The assertion that there is any "cutting edge" to the ID wedge fails the most cursory examination of the evidence. Phillip Johnson's original ID tome, "Darwin On Trial", simply goes to show that there is hardly an antievolution chestnut that he doesn't like. Many of the favorites of the young-earth creationist movement are happily recycled by Johnson. The whole "irreducible complexity" edifice erected by Michael Behe is simply a more technical gloss on the ancient "what good is half a wing" canard common in YEC circles. Behe's innovation resides in locating systems in which there is both a paucity of evidence and no expectation that further evidence bearing on the origin of the structures will be forthcoming. That's a prerequisite for any argument from ignorance that is expected to hold up over time. But the central part of ID argumentation can be traced to the Reverend William Paley's arguments made in 1802. The scientific community actually did take up such arguments and examine them seriously -- and decided that they did not fit the evidence. ID is not "cutting edge". At best, it's "reheated leftovers".
Neal asserts that skeptics cannot show any religious underpinnings of ID in court because ID is "a scientific possibility". Neal is obviously ignorant of the massive paper trail left by the "scientists at top institutions" of the DI C®SC concerning the goals and motivations of the ID movement, most succinctly expressed in the famous "Wedge" document. This will be one of the easiest tasks for skeptics to accomplish in court, not one of the hardest.
Neal's innovation in the editorial is to characterize opposition to the ID movement as "anti-religious". This, of course, is bunk. Plenty of religious people are part of the community of skeptics of ID. The panelists at the recent CSICOP Fourth World Skeptics Conference session on evolution and intelligent design included two ID advocates and two ID skeptics, all Christian believers.
Neal ends with this:
|Teaching intelligent design to our children is gaining strength too, as it should. Students need to know the latest research about how it all began, even if it points to an all-knowing creator.|
It would be a sad irony to let Darwin write the final chapter because we fear where science might lead us.

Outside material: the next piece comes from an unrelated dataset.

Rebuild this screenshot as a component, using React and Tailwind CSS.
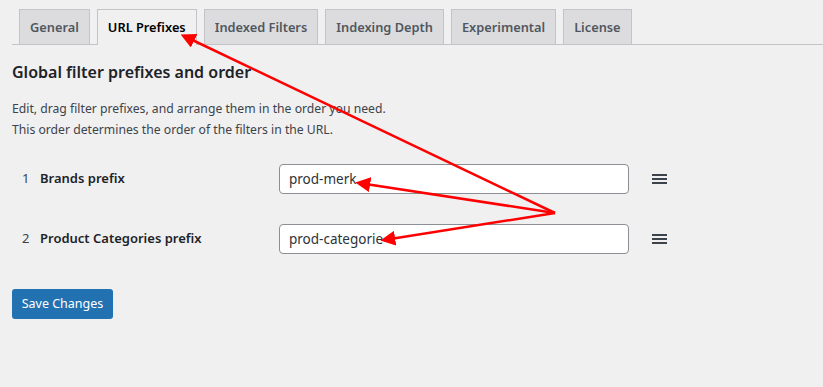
import { useState } from "react";

const tabs = ["General", "URL Prefixes", "Indexed Filters", "Indexing Depth", "Experimental", "License"];

function Handle() {
  return (
    <svg width="15" height="10" viewBox="0 0 15 10" className="text-[#3c434a]">
      <rect x="0" y="0" width="15" height="2" fill="currentColor" />
      <rect x="0" y="4" width="15" height="2" fill="currentColor" />
      <rect x="0" y="8" width="15" height="2" fill="currentColor" />
    </svg>
  );
}

function Arrows() {
  // red annotation arrows drawn over the screenshot
  const from = [555, 213];
  const tips = [
    [184, 36],
    [359, 183],
    [384, 240],
  ];
  return (
    <svg className="absolute inset-0 pointer-events-none" width="823" height="387">
      <defs>
        <marker id="head" markerWidth="6" markerHeight="6" refX="4.5" refY="3" orient="auto" markerUnits="strokeWidth">
          <path d="M0,0 L6,3 L0,6 Z" fill="#f00" />
        </marker>
      </defs>
      {tips.map(([x, y], i) => (
        <line key={i} x1={from[0]} y1={from[1]} x2={x} y2={y} stroke="#f00" strokeWidth="2.5" markerEnd="url(#head)" />
      ))}
    </svg>
  );
}

export default function App() {
  const [active, setActive] = useState("URL Prefixes");
  const [rows, setRows] = useState([
    { label: "Brands prefix", value: "prod-merk" },
    { label: "Product Categories prefix", value: "prod-categorie" },
  ]);

  return (
    <div className="relative w-[823px] h-[387px] overflow-hidden bg-[#f0f0f1] text-[#3c434a] font-['Noto_Sans','Open_Sans',sans-serif]">
      <div className="ml-3 pt-[9px] flex items-end border-b border-[#c3c4c7]">
        {tabs.map((t) => (
          <button
            key={t}
            onClick={() => setActive(t)}
            className={
              "ml-[7px] px-[10px] py-[5px] text-[12.8px] leading-6 font-semibold border border-b-0 border-[#c3c4c7] " +
              (active === t
                ? "bg-[#f0f0f1] text-black -mb-px pb-[6px]"
                : "bg-[#dcdcde] text-[#50575e]")
            }
          >
            {t}
          </button>
        ))}
      </div>

      <div className="px-3">
        <h2 className="mt-[15px] text-[16px] leading-[24px] font-semibold text-[#1d2327]">
          Global filter prefixes and order
        </h2>
        <p className="mt-[14px] text-[12.2px] leading-[21px]">
          Edit, drag filter prefixes, and arrange them in the order you need.
          <br />
          This order determines the order of the filters in the URL.
        </p>

        <div className="mt-[24px] flex flex-col gap-[30px]">
          {rows.map((r, i) => (
            <div key={r.label} className="flex items-center h-[30px]">
              <span className="w-[28px] pl-[10px] text-[13px]">{i + 1}</span>
              <span className="w-[239px] text-[13px] font-semibold text-[#1d2327]">{r.label}</span>
              <input
                value={r.value}
                onChange={(e) =>
                  setRows(rows.map((x, j) => (j === i ? { ...x, value: e.target.value } : x)))
                }
                className="w-[350px] h-[30px] px-[9px] bg-white border border-[#8c8f94] rounded-[4px] text-[13.5px] text-[#2c3338] outline-none"
              />
              <span className="ml-[23px] flex items-center">
                <Handle />
              </span>
            </div>
          ))}
        </div>

        <button className="mt-[35px] h-[30px] w-[101px] rounded-[3px] bg-[#2271b1] text-white text-[12.5px]">
          Save Changes
        </button>
      </div>

      <Arrows />
    </div>
  );
}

Why should a set of religiously-motivated conjectures based solely upon negative argumentation and wishful thinking be taught to students as if it were "research"? Why should students be given the mistaken impression that such conjectures represent the "latest" in scientific thinking, when in fact various components of these arguments can be traced back decades or centuries?
But the capping irony is the construction of Neal's final sentence. Science should lead, all right, and it is precisely because the politics of the ID movement lead it rather than the science that we should reject these premature moves to force ID into school science curricula. Let ID prove itself in the marketplace of scientific ideas, and then it will be ready for inclusion in science education. It is not there yet, and even ID advocates say that they are just beginning now to see glimmers of the formation of an ID research program. The unseemly haste with which the ID advocates push for inclusion of their untested and unresearched claims into school curricula bespeaks an unscientific attitude, one more similar to a salesman trying to offload stock that is past its sell-by date. Something smells fishy in that.